Innovation America Exclusive

Exclusive to Innovation America

by Dr. Janice Presser, CEO, The Gabriel Institute

I started a new blog this week called Trepability. It’s for treps – a.k.a. entrepreneurs – and the people who love them. And while getting the word out, I learned that not everyone knows what a trep is. Even some entrepreneurs.

Gabriel Institute

The most interesting thread in the comments I got from people was that they associated ‘trep’ with trepidation.

Let me distinguish those two words with a bit more precision.

Trep: an entrepreneur, one who incites, energizes, and/or leads an enterprise into existence, generally with great initiative and high tolerance for risk. My kinda people.

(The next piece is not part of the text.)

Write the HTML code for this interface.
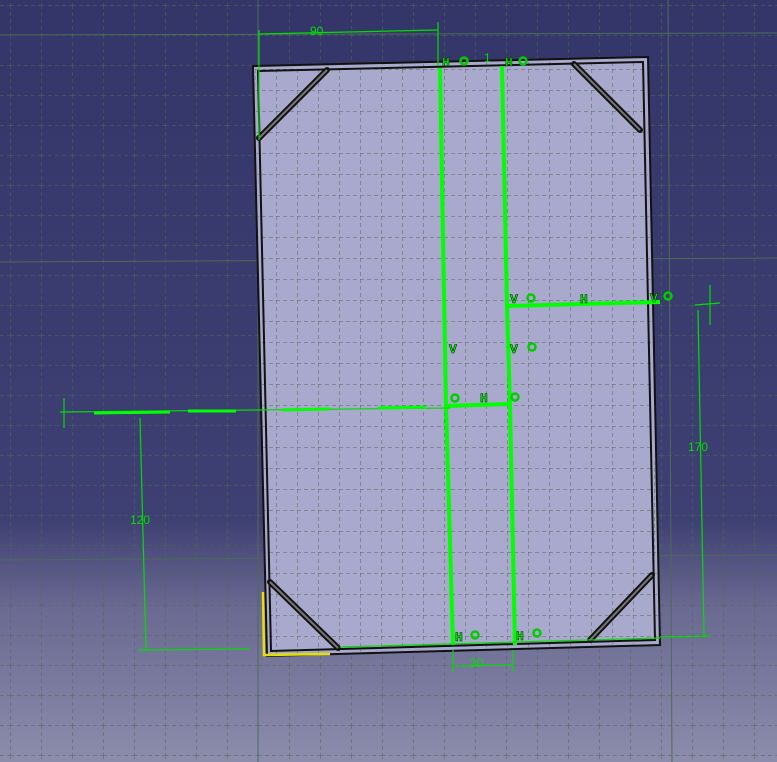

Trepidation: tremulous fear, alarm, or agitation; perturbation. Or as some might be wont to define it, scared s**tless.

These are, in fact, mutually exclusive terms.

Being a trepidation-less trep doesn’t ensure you’ll be a successful one, but it certainly doesn’t hurt. And it’s not a bad idea to know where you stand. Here’s my user-friendly trep[idation] test. Just read the three choices and decide which applies most to you.

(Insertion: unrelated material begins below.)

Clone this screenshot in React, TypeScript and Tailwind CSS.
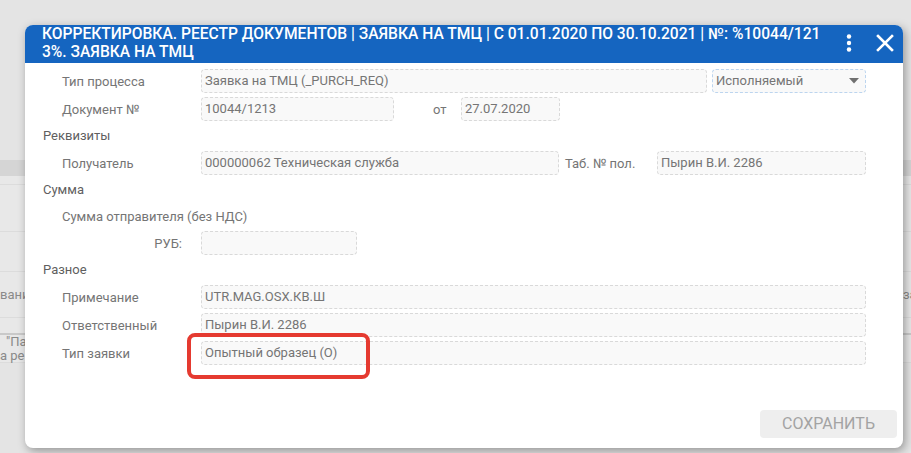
import React from "react"

const label = "text-[13px] text-[#757575] leading-none"
const field =
  "h-[24px] rounded-[4px] border border-dashed border-[#d9d9d9] bg-[#f9f9f9] px-[3px] flex items-center text-[13px] text-[#757575] truncate"
const section = "h-[22px] flex items-center text-[13px] text-[#5f5f5f]"
const row = "h-[24px] flex items-center"

function Label({ children }: { children: React.ReactNode }) {
  return <span className={`w-[158px] shrink-0 pl-[19px] ${label}`}>{children}</span>
}

function BackgroundPage() {
  return (
    <div className="flex flex-col text-[13px] text-[#8a8a8a]">
      <div className="h-[160px]" />
      <div className="h-[16px] bg-[#d5d5d5]" />
      <div className="h-[9px] bg-[#e8e8e8] border-b border-[#dcdcdc]" />
      <div className="h-[47px] bg-[#e8e8e8] border-b border-[#dcdcdc]" />
      <div className="h-[40px] bg-[#e8e8e8] border-b border-[#dcdcdc]" />
      <div className="h-[46px] bg-[#e8e8e8] border-b border-[#dcdcdc] flex items-center justify-between">
        <span>вани</span>
        <span className="w-[8px] overflow-hidden">за</span>
      </div>
      <div className="h-[17px] bg-[#e8e8e8] border-b-2 border-[#c9c9c9]" />
      <div className="h-[14px] bg-[#e8e8e8] pl-[6px] leading-[14px]">"Па</div>
      <div className="h-[14px] bg-[#e8e8e8] border-b border-[#dcdcdc] leading-[14px]">а ре</div>
    </div>
  )
}

export default function App() {
  return (
    <div className="relative w-[911px] h-[453px] overflow-hidden bg-[#e4e4e4] font-['Roboto',sans-serif]">
      <BackgroundPage />

      {/* Modal */}
      <div className="absolute left-[25px] top-[25px] w-[878px] h-[423px] rounded-[8px] bg-white shadow-[2px_3px_10px_rgba(0,0,0,0.35)] overflow-hidden flex flex-col">
        <div className="bg-[#1565c0] flex items-start pl-[17px] pb-[2px]">
          <div className="w-[786px] text-white text-[15.6px] leading-[18px] font-medium uppercase break-all">
            Корректировка. Реестр документов | Заявка на ТМЦ | С 01.01.2020 по 30.10.2021 | №: %10044/1213%. Заявка на ТМЦ
          </div>
          <div className="ml-auto h-[36px] flex items-center gap-[12px] pr-[6px]">
            <svg width="24" height="24" viewBox="0 0 24 24" fill="white">
              <circle cx="12" cy="5.5" r="2.2" />
              <circle cx="12" cy="12" r="2.2" />
              <circle cx="12" cy="18.5" r="2.2" />
            </svg>
            <svg width="24" height="24" viewBox="0 0 24 24" stroke="white" strokeWidth="2.6" strokeLinecap="square">
              <path d="M5 5 L19 19 M19 5 L5 19" />
            </svg>
          </div>
        </div>

        <div className="flex flex-col gap-1 pt-[6px] pl-[18px]">
          <div className={row}>
            <Label>Тип процесса</Label>
            <div className={`${field} w-[506px]`}>Заявка на ТМЦ (_PURCH_REQ)</div>
            <div className="ml-[5px] w-[154px] h-[24px] rounded-[4px] border border-dashed border-[#bcd5ef] bg-[#f9f9f9] pl-[3px] pr-[6px] flex items-center justify-between text-[13px] text-[#757575]">
              <span>Исполняемый</span>
              <svg width="10" height="6" viewBox="0 0 10 6">
                <path d="M0 0 H10 L5 5.5 Z" fill="#707070" />
              </svg>
            </div>
          </div>

          <div className={row}>
            <Label>Документ №</Label>
            <div className={`${field} w-[193px]`}>10044/1213</div>
            <span className={`w-[67px] pl-[39px] ${label}`}>от</span>
            <div className={`${field} w-[99px]`}>27.07.2020</div>
          </div>

          <div className={section}>Реквизиты</div>

          <div className={row}>
            <Label>Получатель</Label>
            <div className={`${field} w-[358px]`}>000000062 Техническая служба</div>
            <span className={`w-[98px] pl-[6px] ${label}`}>Таб. № пол.</span>
            <div className={`${field} w-[209px]`}>Пырин В.И. 2286</div>
          </div>

          <div className={section}>Сумма</div>

          <div className="h-[22px] flex items-center">
            <span className={`pl-[19px] ${label}`}>Сумма отправителя (без НДС)</span>
          </div>

          <div className={row}>
            <span className={`w-[158px] shrink-0 pr-[19px] text-right ${label}`}>РУБ:</span>
            <div className={`${field} w-[156px]`} />
          </div>

          <div className={section}>Разное</div>

          <div className={row}>
            <Label>Примечание</Label>
            <div className={`${field} w-[665px]`}>UTR.MAG.OSX.КВ.Ш</div>
          </div>

          <div className={row}>
            <Label>Ответственный</Label>
            <div className={`${field} w-[665px]`}>Пырин В.И. 2286</div>
          </div>

          <div className={row}>
            <Label>Тип заявки</Label>
            <div className="relative">
              <div className={`${field} w-[665px]`}>Опытный образец (О)</div>
              {/* annotation highlight */}
              <div className="absolute -left-[14px] -top-[8px] w-[183px] h-[46px] rounded-[8px] border-4 border-[#e53a30]" />
            </div>
          </div>
        </div>

        <div className="mt-auto flex justify-end pr-[6px] pb-[10px]">
          <button className="w-[137px] h-[28px] rounded-[4px] bg-[#eeeeee] text-[16px] text-[#a3a3a3] uppercase">
            Сохранить
          </button>
        </div>
      </div>
    </div>
  )
}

a) The only thing I can really focus on is fear.

b) I totally ignore fear.

c) It’s there, but so what?

That wasn’t too hard, was it? (If you are still vacillating, your answer is probably a).

And here’s your ‘Fear Factor’:

If you chose a), you aren’t focusing, you’re obsessing. Getting caught in the cycle of fearful rumination is incredibly bad for innovation.

If you chose b), you’re missing the kind of awareness that is essential for effectively delegating the handling of risk to someone who can worry without getting ‘stuck’, and can actually do something about it. Risk might not kill you, but why take unnecessary chances without a safety net?

If you chose c), you’ve got the awareness that fear can be and should be managed, but that doesn’t necessarily mean by you. Having gotten that far, you probably also know that you need to be spending as much of your time as possible, doing what only you can do, so you are willing to trust the right person to make sure the roof stays put, the power stays on, and there are plenty of ramen noodles in the supply closet.

Trepidation will never really go away. But treps accept that it is ‘built-in’ to what we do, and that with the right team, we can free ourselves to fly!